- GIVEN PROBLEM: In the data below, find every line that has the string "this", and copy it.

- GIVEN INFORMATION:
+===+

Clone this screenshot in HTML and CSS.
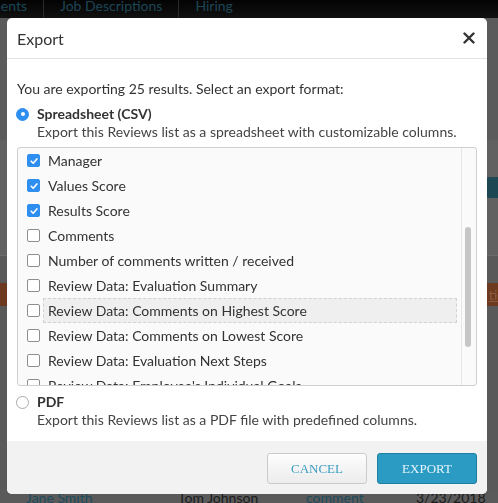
FILE: index.html
```html
<!DOCTYPE html>
<html>
<head>
    <title>Export</title>
    <link rel="stylesheet" href="styles.css">
</head>
<body>
    <div class="page">
        <div class="nav">
            <span class="nav-item first">nents</span>
            <span class="nav-item">Job Descriptions</span>
            <span class="nav-item last">Hiring</span>
        </div>
        <div class="band band-top"></div>
        <div class="band band-light"><span class="round-btn"></span></div>
        <div class="band band-mid"></div>
        <div class="band band-brown"><span class="brown-text">tic</span></div>
        <div class="band band-low"></div>
        <div class="row-bottom">
            <span class="cell-name link">Jane Smith</span>
            <span class="cell-mgr">Tom Johnson</span>
            <span class="cell-type link">comment</span>
            <span class="cell-date">3/23/2018</span>
        </div>
    </div>

    <div class="overlay">
        <div class="modal">
            <div class="modal-header">
                <span class="modal-title">Export</span>
                <svg class="close" width="12" height="12" viewBox="0 0 12 12">
                    <path d="M1.5 1.5 L10.5 10.5 M10.5 1.5 L1.5 10.5" stroke="#333" stroke-width="2.4" stroke-linecap="round"/>
                </svg>
            </div>
            <div class="modal-body">
                <p class="intro">You are exporting 25 results. Select an export format:</p>

                <div class="option">
                    <span class="radio on"></span>
                    <span class="option-name">Spreadsheet (CSV)</span>
                </div>
                <p class="option-desc">Export this Reviews list as a spreadsheet with customizable columns.</p>

                <div class="columns-box">
                    <div class="columns-list">
                        <div class="col-row"><span class="cb on"><svg width="10" height="10" viewBox="0 0 10 10"><path d="M2.2 5.2 L4.2 7.2 L7.9 2.9" fill="none" stroke="#fff" stroke-width="1.6" stroke-linecap="round" stroke-linejoin="round"/></svg></span><span class="col-label">Manager</span></div>
                        <div class="col-row"><span class="cb on"><svg width="10" height="10" viewBox="0 0 10 10"><path d="M2.2 5.2 L4.2 7.2 L7.9 2.9" fill="none" stroke="#fff" stroke-width="1.6" stroke-linecap="round" stroke-linejoin="round"/></svg></span><span class="col-label">Values Score</span></div>
                        <div class="col-row"><span class="cb on"><svg width="10" height="10" viewBox="0 0 10 10"><path d="M2.2 5.2 L4.2 7.2 L7.9 2.9" fill="none" stroke="#fff" stroke-width="1.6" stroke-linecap="round" stroke-linejoin="round"/></svg></span><span class="col-label">Results Score</span></div>
                        <div class="col-row"><span class="cb"></span><span class="col-label">Comments</span></div>
                        <div class="col-row"><span class="cb"></span><span class="col-label">Number of comments written / received</span></div>
                        <div class="col-row"><span class="cb"></span><span class="col-label">Review Data: Evaluation Summary</span></div>
                        <div class="col-row"><span class="cb"></span><span class="col-label hover">Review Data: Comments on Highest Score</span></div>
                        <div class="col-row"><span class="cb"></span><span class="col-label">Review Data: Comments on Lowest Score</span></div>
                        <div class="col-row"><span class="cb"></span><span class="col-label">Review Data: Evaluation Next Steps</span></div>
                        <div class="col-row"><span class="cb"></span><span class="col-label">Review Data: Employee's Individual Goals</span></div>
                    </div>
                    <div class="scroll-track"><div class="scroll-thumb"></div></div>
                </div>

                <div class="option option-pdf">
                    <span class="radio"></span>
                    <span class="option-name">PDF</span>
                </div>
                <p class="option-desc">Export this Reviews list as a PDF file with predefined columns.</p>
            </div>
            <div class="modal-footer">
                <button class="btn btn-cancel">Cancel</button>
                <button class="btn btn-export">Export</button>
            </div>
        </div>
    </div>
</body>
</html>
```

FILE: styles.css
```css
body {
    margin: 0;
    font-family: 'Lato', 'Open Sans', sans-serif;
    background-color: #5a5a5a;
    overflow: hidden;
}

/* page behind the dialog, already dimmed */
.page {
    width: 498px;
    height: 503px;
}

.nav {
    height: 18px;
    background: linear-gradient(#030303, #111);
    display: flex;
    align-items: flex-start;
    font-size: 14px;
    line-height: 12px;
    color: #1d4656;
    overflow: hidden;
}

.nav-item {
    padding: 0 16px;
    height: 18px;
    border-right: 1px solid #2a2a2a;
}

.nav-item.first {
    margin-left: -7px;
    padding-left: 0;
}

.nav-item.last {
    border-right: none;
}

.band {
    position: relative;
}

.band-top {
    height: 122px;
    background-color: #5b5b5b;
}

.band-light {
    height: 115px;
    background-color: #616161;
    display: flex;
    justify-content: flex-end;
    align-items: flex-start;
}

.round-btn {
    margin-top: 37px;
    width: 24px;
    height: 21px;
    margin-right: -8px;
    border-radius: 8px;
    background-color: #1c4753;
}

.band-mid {
    height: 27px;
    border-top: 1px solid #6c6c6c;
    background-color: #595959;
}

.band-brown {
    height: 23px;
    background-color: #6d3a20;
    display: flex;
    justify-content: flex-end;
    align-items: center;
    font-size: 14px;
    color: #8c5a3e;
}

.brown-text {
    margin-right: -6px;
    text-decoration: underline;
}

.band-low {
    height: 184px;
    background-color: #595959;
}

.row-bottom {
    display: flex;
    height: 13px;
    background-color: #5a5a5a;
    font-size: 14px;
    line-height: 16px;
    color: #1b1b1b;
    overflow: hidden;
}

.row-bottom .link {
    color: #1d4a5c;
}

.cell-name { margin-left: 26px; width: 152px; }
.cell-mgr { width: 128px; }
.cell-type { width: 110px; }

/* dialog */
.overlay {
    position: fixed;
    top: 0;
    left: 0;
    right: 0;
    bottom: 0;
    padding: 18px 0 0 7px;
}

.modal {
    width: 480px;
    height: 476px;
    background-color: #fff;
    border-radius: 5px;
    display: flex;
    flex-direction: column;
    overflow: hidden;
    color: #333;
}

.modal-header {
    height: 40px;
    border-bottom: 1px solid #e3e3e3;
    display: flex;
    align-items: center;
    justify-content: space-between;
    padding: 0 12px 0 10px;
}

.modal-title {
    font-size: 16px;
}

.modal-body {
    padding: 21px 10px 12px;
    font-size: 14px;
    line-height: 18px;
}

.intro {
    margin: 0;
}

.option {
    display: flex;
    align-items: center;
    margin-top: 7px;
    height: 18px;
}

.option-pdf {
    margin-top: 7px;
}

.radio {
    width: 11px;
    height: 11px;
    margin-left: -1px;
    margin-right: 8px;
    border: 1px solid #aaa;
    border-radius: 50%;
    background-color: #fff;
    display: flex;
    align-items: center;
    justify-content: center;
}

.radio.on {
    background-color: #2e8ff0;
    border-color: #2e8ff0;
}

.radio.on::after {
    content: '';
    width: 4px;
    height: 4px;
    border-radius: 50%;
    background-color: #fff;
}

.option-name {
    font-weight: bold;
}

.option-desc {
    margin: 0;
    padding-left: 20px;
    color: #444;
}

.columns-box {
    margin-top: 6px;
    height: 237px;
    border: 1px solid #cfcfcf;
    border-radius: 3px;
    background-color: #fafafa;
    display: flex;
    overflow: hidden;
}

.columns-list {
    flex: 1;
    padding-right: 4px;
    overflow: hidden;
}

.col-row {
    height: 25px;
    display: flex;
    align-items: center;
    flex-shrink: 0;
}

.cb {
    width: 11px;
    height: 11px;
    margin-left: 9px;
    margin-right: 3px;
    border: 1px solid #8e8e8e;
    border-radius: 2px;
    background-color: #fff;
    display: flex;
    align-items: center;
    justify-content: center;
    flex-shrink: 0;
}

.cb.on {
    background-color: #2e8ff0;
    border-color: #2e8ff0;
}

.col-label {
    flex: 1;
    height: 23px;
    line-height: 23px;
    padding-left: 4px;
    border: 1px solid transparent;
    white-space: nowrap;
}

.col-label.hover {
    background-color: #efefef;
    border: 1px dashed #d2d2d2;
}

.scroll-track {
    width: 14px;
    border-left: 1px solid #e6e6e6;
}

.scroll-thumb {
    width: 6px;
    height: 120px;
    margin: 79px 0 0 3px;
    border-radius: 3px;
    background-color: #c6c6c6;
}

.modal-footer {
    flex: 1;
    background-color: #f2f2f2;
    display: flex;
    justify-content: flex-end;
    gap: 10px;
    padding: 12px 10px 10px;
}

.btn {
    width: 100px;
    height: 31px;
    border-radius: 3px;
    font-family: 'Liberation Serif', serif;
    font-size: 13px;
    text-transform: uppercase;
    cursor: pointer;
}

.btn-cancel {
    background: linear-gradient(#fdfdfd, #ececec);
    border: 1px solid #cbcbcb;
    color: #3b9dc2;
}

.btn-export {
    background-color: #2b9bc3;
    border: 1px solid #1f7fa3;
    color: #e6f5fb;
}
```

+===+

- FULL SOLUTION:
Clone this screenshot in HTML and CSS.
                <p class="option-desc">Export this Reviews list as a spreadsheet with customizable columns.</p>
                <p class="option-desc">Export this Reviews list as a PDF file with predefined columns.</p>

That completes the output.